* [PROVIDED DATA]
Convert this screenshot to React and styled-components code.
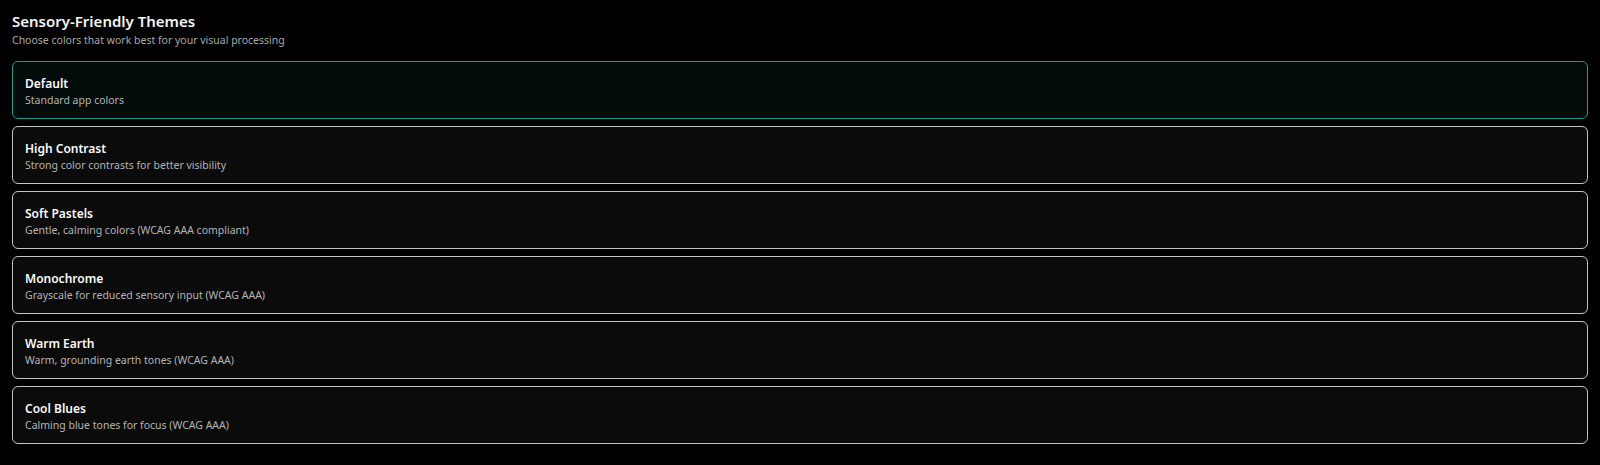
import React, { useState } from "react";
import styled, { createGlobalStyle } from "styled-components";

const GlobalStyle = createGlobalStyle`
  body {
    margin: 0;
    background: #000;
    font-family: "Noto Sans", "Open Sans", sans-serif;
  }
`;

const Page = styled.div`
  padding: 11px 12px 0;
  background: #000;
  min-height: 465px;
  box-sizing: border-box;
`;

const Title = styled.h2`
  margin: 0;
  font-size: 15px;
  line-height: 20px;
  font-weight: 600;
  color: #f5f5f5;
`;

const Subtitle = styled.p`
  margin: 1px 0 13px;
  font-size: 10.5px;
  line-height: 16px;
  color: #a8a8a8;
`;

const List = styled.div`
  display: flex;
  flex-direction: column;
  gap: 7px;
`;

const Card = styled.button`
  display: flex;
  flex-direction: column;
  align-items: flex-start;
  box-sizing: border-box;
  height: 58px;
  width: 100%;
  padding: 12px 12px 10px;
  border-radius: 6px;
  border: 1px solid ${(p) => (p.$active ? "#14a08e" : "#c4c4c4")};
  background: ${(p) => (p.$active ? "#030b0b" : "#0b0b0b")};
  font-family: inherit;
  text-align: left;
  cursor: pointer;
`;

const CardTitle = styled.div`
  font-size: 12px;
  line-height: 19px;
  font-weight: 600;
  color: #fafafa;
`;

const CardDesc = styled.div`
  font-size: 10.5px;
  line-height: 15px;
  color: #b4b4b4;
`;

const themes = [
  { id: "default", name: "Default", desc: "Standard app colors" },
  { id: "contrast", name: "High Contrast", desc: "Strong color contrasts for better visibility" },
  { id: "pastels", name: "Soft Pastels", desc: "Gentle, calming colors (WCAG AAA compliant)" },
  { id: "mono", name: "Monochrome", desc: "Grayscale for reduced sensory input (WCAG AAA)" },
  { id: "earth", name: "Warm Earth", desc: "Warm, grounding earth tones (WCAG AAA)" },
  { id: "blues", name: "Cool Blues", desc: "Calming blue tones for focus (WCAG AAA)" },
];

export default function App() {
  const [selected, setSelected] = useState("default");
  return (
    <Page>
      <GlobalStyle />
      <Title>Sensory-Friendly Themes</Title>
      <Subtitle>Choose colors that work best for your visual processing</Subtitle>
      <List>
        {themes.map((t) => (
          <Card key={t.id} $active={selected === t.id} onClick={() => setSelected(t.id)}>
            <CardTitle>{t.name}</CardTitle>
            <CardDesc>{t.desc}</CardDesc>
          </Card>
        ))}
      </List>
    </Page>
  );
}
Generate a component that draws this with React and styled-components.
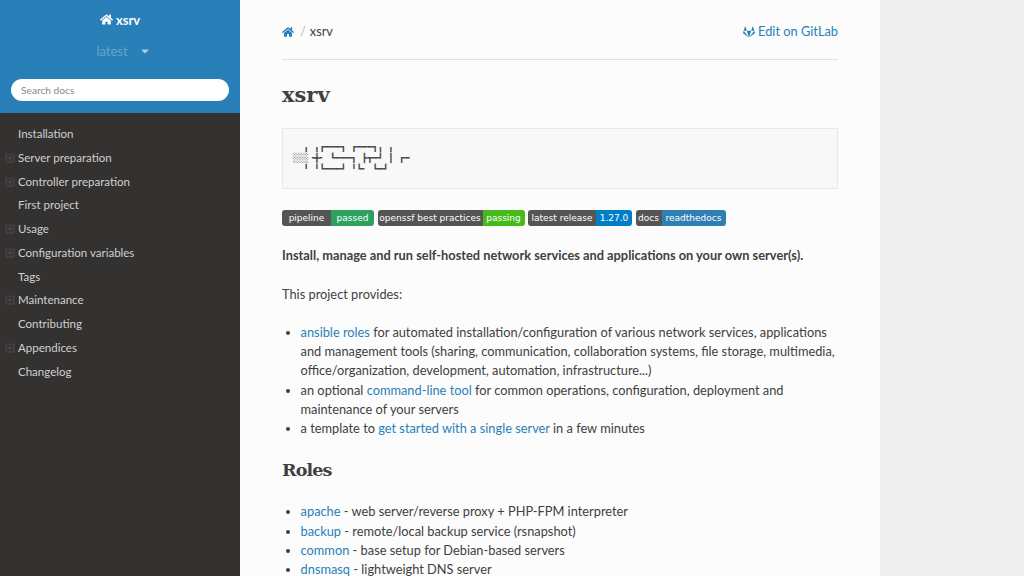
import React from "react";
import styled, { createGlobalStyle } from "styled-components";
import { FaHome, FaGitlab, FaRegPlusSquare, FaCaretDown } from "react-icons/fa";

const GlobalStyle = createGlobalStyle`
  html, body {
    margin: 0;
    height: 100%;
    overflow: hidden;
    background: #efefef;
    font-family: "Lato", "Liberation Sans", sans-serif;
    color: #404040;
  }
`;

const navItems = [
  { label: "Installation" },
  { label: "Server preparation", expand: true },
  { label: "Controller preparation", expand: true },
  { label: "First project" },
  { label: "Usage", expand: true },
  { label: "Configuration variables", expand: true },
  { label: "Tags" },
  { label: "Maintenance", expand: true },
  { label: "Contributing" },
  { label: "Appendices", expand: true },
  { label: "Changelog" },
];

const badges = [
  { left: "pipeline", right: "passed", color: "#2da160", leftW: 49, rightW: 43 },
  { left: "openssf best practices", right: "passing", color: "#44bb1a", leftW: 105, rightW: 42 },
  { left: "latest release", right: "1.27.0", color: "#007ec6", leftW: 68, rightW: 36 },
  { left: "docs", right: "readthedocs", color: "#2f7fb5", leftW: 26, rightW: 64 },
];

const roles = [
  ["apache", " - web server/reverse proxy + PHP-FPM interpreter"],
  ["backup", " - remote/local backup service (rsnapshot)"],
  ["common", " - base setup for Debian-based servers"],
  ["dnsmasq", " - lightweight DNS server"],
];

const App = () => {
  return (
    <Page>
      <GlobalStyle />
      <Sidebar>
        <SideHeader>
          <Brand>
            <FaHome size={13} />
            xsrv
          </Brand>
          <Version>
            latest
            <FaCaretDown size={12} />
          </Version>
          <SearchBox placeholder="Search docs" />
        </SideHeader>
        <Nav>
          {navItems.map((item) => (
            <NavItem key={item.label}>
              {item.expand && (
                <Expand>
                  <FaRegPlusSquare size={10} />
                </Expand>
              )}
              {item.label}
            </NavItem>
          ))}
        </Nav>
      </Sidebar>
      <Main>
        <Crumbs>
          <CrumbLeft>
            <HomeLink>
              <FaHome size={12} />
            </HomeLink>
            <Slash>/</Slash>
            xsrv
          </CrumbLeft>
          <EditLink>
            <FaGitlab size={12} />
            Edit on GitLab
          </EditLink>
        </Crumbs>
        <Title>xsrv</Title>
        <AsciiLogo>{`  ╻ ╻┏━━━┓ ┏━━━┓╻ ╻
░░░╺╋╸ ┗━━━┓ ┣┳━┛ ┃ ┏━
  ╹ ╹┗━━━┛ ╹┗╸ ┗━┛`}</AsciiLogo>
        <Badges>
          {badges.map((b) => (
            <Badge key={b.left}>
              <BadgeLeft $width={b.leftW}>{b.left}</BadgeLeft>
              <BadgeRight $width={b.rightW} $color={b.color}>
                {b.right}
              </BadgeRight>
            </Badge>
          ))}
        </Badges>
        <Lead>Install, manage and run self-hosted network services and applications on your own server(s).</Lead>
        <Para>This project provides:</Para>
        <List>
          <li>
            <Link>ansible roles</Link> for automated installation/configuration of various network services, applications
            and management tools (sharing, communication, collaboration systems, file storage, multimedia,
            office/organization, development, automation, infrastructure...)
          </li>
          <li>
            an optional <Link>command-line tool</Link> for common operations, configuration, deployment and maintenance of
            your servers
          </li>
          <li>
            a template to <Link>get started with a single server</Link> in a few minutes
          </li>
        </List>
        <Heading>Roles</Heading>
        <List>
          {roles.map(([name, rest]) => (
            <li key={name}>
              <Link>{name}</Link>
              {rest}
            </li>
          ))}
        </List>
      </Main>
    </Page>
  );
};

const Page = styled.div`
  display: flex;
  height: 100vh;
  overflow: hidden;
`;

const Sidebar = styled.aside`
  width: 240px;
  flex: none;
  background: #343131;
`;

const SideHeader = styled.div`
  height: 113px;
  box-sizing: border-box;
  padding-top: 11px;
  background: #2980b9;
  display: flex;
  flex-direction: column;
  align-items: center;
`;

const Brand = styled.div`
  display: flex;
  align-items: center;
  gap: 3px;
  height: 17px;
  font-size: 13px;
  font-weight: 700;
  color: #fcfcfc;
`;

const Version = styled.div`
  display: flex;
  align-items: center;
  gap: 11px;
  height: 18px;
  margin-top: 14px;
  padding-left: 7px;
  font-size: 13px;
  color: rgba(255, 255, 255, 0.3);

  svg {
    color: rgba(255, 255, 255, 0.6);
  }
`;

const SearchBox = styled.input`
  width: 218px;
  height: 22px;
  margin-top: 19px;
  box-sizing: border-box;
  padding: 0 10px;
  border: none;
  border-radius: 50px;
  background: #fff;
  font: 10.2px "Lato", sans-serif;
  outline: none;

  &::placeholder {
    color: #888;
    opacity: 1;
  }
`;

const Nav = styled.nav`
  padding-top: 9px;
`;

const NavItem = styled.div`
  position: relative;
  height: 23.75px;
  line-height: 23.75px;
  padding-left: 18px;
  font-size: 11.52px;
  color: #d0d0d0;
`;

const Expand = styled.span`
  position: absolute;
  left: 5px;
  top: 1px;
  color: #4f4c4c;
`;

const Main = styled.main`
  width: 640px;
  flex: none;
  box-sizing: border-box;
  padding: 0 42px;
  background: #fcfcfc;
  font-size: 12.8px;
  line-height: 19.2px;
`;

const Crumbs = styled.div`
  display: flex;
  justify-content: space-between;
  align-items: center;
  height: 60px;
  padding-top: 5px;
  box-sizing: border-box;
  border-bottom: 1px solid #e1e4e5;
`;

const CrumbLeft = styled.div`
  display: flex;
  align-items: center;
`;

const HomeLink = styled.span`
  display: flex;
  color: #2980b9;
`;

const Slash = styled.span`
  margin: 0 4px 0 6px;
  color: #bbb;
`;

const EditLink = styled.span`
  display: flex;
  align-items: center;
  gap: 3px;
  color: #2980b9;
`;

const Title = styled.h1`
  margin: 21px 0 0;
  height: 27px;
  line-height: 27px;
  font-family: "DejaVu Serif", serif;
  font-size: 21px;
  font-weight: 700;
`;

const AsciiLogo = styled.pre`
  margin: 20px 0 0;
  height: 61px;
  box-sizing: border-box;
  padding: 13px 10px;
  border: 1px solid #e8e8e8;
  background: #f8f8f8;
  font-family: "DejaVu Sans Mono", monospace;
  font-size: 8.8px;
  line-height: 11px;
  color: #4a4a4a;
`;

const Badges = styled.div`
  display: flex;
  gap: 3.5px;
  margin-top: 21px;
`;

const Badge = styled.div`
  display: flex;
  height: 16px;
  border-radius: 3px;
  overflow: hidden;
  font-family: "DejaVu Sans", sans-serif;
  font-size: 9px;
  line-height: 16px;
  color: #fff;
`;

const BadgeLeft = styled.span`
  width: ${(p) => p.$width}px;
  text-align: center;
  background: #555;
`;

const BadgeRight = styled.span`
  width: ${(p) => p.$width}px;
  text-align: center;
  background: ${(p) => p.$color};
`;

const Lead = styled.p`
  margin: 20px 0 0;
  font-weight: 700;
`;

const Para = styled.p`
  margin: 19.4px 0 0;
`;

const List = styled.ul`
  margin: 19.2px 0 0;
  padding: 0 0 0 18.6px;
`;

const Link = styled.a`
  color: #2980b9;
`;

const Heading = styled.h2`
  margin: 18px 0 0;
  height: 27px;
  line-height: 28px;
  font-family: "DejaVu Serif", serif;
  font-size: 17.5px;
  letter-spacing: -0.9px;
  font-weight: 700;
`;

export default App;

* [TASK]
State how many lines of the material contain the string "that", with no other words.

* [EXERCISE RESULT]
2